*TASK INSTRUCTIONS*
Restate the listing that follows word for word, without its pictures.
--- START ---
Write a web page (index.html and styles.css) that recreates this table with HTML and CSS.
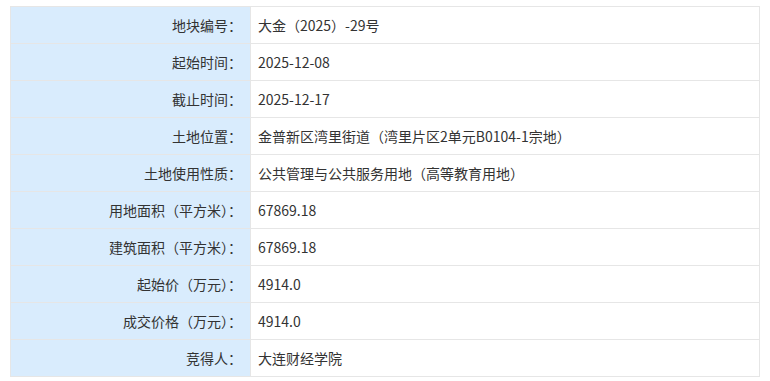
FILE: index.html
```
<!DOCTYPE html>
<html lang="zh-CN">
<head>
<meta charset="utf-8">
<link rel="stylesheet" href="styles.css">
</head>
<body>
<div class="wrap">
<table class="info">
<tr><th>地块编号：</th><td>大金（2025）-29号</td></tr>
<tr><th>起始时间：</th><td>2025-12-08</td></tr>
<tr><th>截止时间：</th><td>2025-12-17</td></tr>
<tr><th>土地位置：</th><td>金普新区湾里街道（湾里片区2单元B0104-1宗地）</td></tr>
<tr><th>土地使用性质：</th><td>公共管理与公共服务用地（高等教育用地）</td></tr>
<tr><th>用地面积（平方米）：</th><td>67869.18</td></tr>
<tr><th>建筑面积（平方米）：</th><td>67869.18</td></tr>
<tr><th>起始价（万元）：</th><td>4914.0</td></tr>
<tr><th>成交价格（万元）：</th><td>4914.0</td></tr>
<tr><th>竞得人：</th><td>大连财经学院</td></tr>
</table>
</div>
</body>
</html>
```
FILE: styles.css
```
html, body {
  margin: 0;
  padding: 0;
  background: #fff;
}
.wrap {
  padding: 6px 0 0 10px;
}
.info {
  border-collapse: collapse;
  width: 750px;
  font-family: "Microsoft YaHei", "Noto Sans CJK SC", sans-serif;
  font-size: 14px;
  color: #333;
}
.info th, .info td {
  border: 1px solid #e6e6e6;
  height: 37px;
  padding: 0;
  box-sizing: border-box;
  font-weight: normal;
}
.info th {
  width: 240px;
  background: #d9ecfd;
  text-align: right;
  padding-right: 8px;
}
.info td {
  text-align: left;
  padding-left: 7px;
}
```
--- END ---
*RESULT*
Write a web page (index.html and styles.css) that recreates this table with HTML and CSS.
FILE: index.html
```
<!DOCTYPE html>
<html lang="zh-CN">
<head>
<meta charset="utf-8">
<link rel="stylesheet" href="styles.css">
</head>
<body>
<div class="wrap">
<table class="info">
<tr><th>地块编号：</th><td>大金（2025）-29号</td></tr>
<tr><th>起始时间：</th><td>2025-12-08</td></tr>
<tr><th>截止时间：</th><td>2025-12-17</td></tr>
<tr><th>土地位置：</th><td>金普新区湾里街道（湾里片区2单元B0104-1宗地）</td></tr>
<tr><th>土地使用性质：</th><td>公共管理与公共服务用地（高等教育用地）</td></tr>
<tr><th>用地面积（平方米）：</th><td>67869.18</td></tr>
<tr><th>建筑面积（平方米）：</th><td>67869.18</td></tr>
<tr><th>起始价（万元）：</th><td>4914.0</td></tr>
<tr><th>成交价格（万元）：</th><td>4914.0</td></tr>
<tr><th>竞得人：</th><td>大连财经学院</td></tr>
</table>
</div>
</body>
</html>
```
FILE: styles.css
```
html, body {
  margin: 0;
  padding: 0;
  background: #fff;
}
.wrap {
  padding: 6px 0 0 10px;
}
.info {
  border-collapse: collapse;
  width: 750px;
  font-family: "Microsoft YaHei", "Noto Sans CJK SC", sans-serif;
  font-size: 14px;
  color: #333;
}
.info th, .info td {
  border: 1px solid #e6e6e6;
  height: 37px;
  padding: 0;
  box-sizing: border-box;
  font-weight: normal;
}
.info th {
  width: 240px;
  background: #d9ecfd;
  text-align: right;
  padding-right: 8px;
}
.info td {
  text-align: left;
  padding-left: 7px;
}
```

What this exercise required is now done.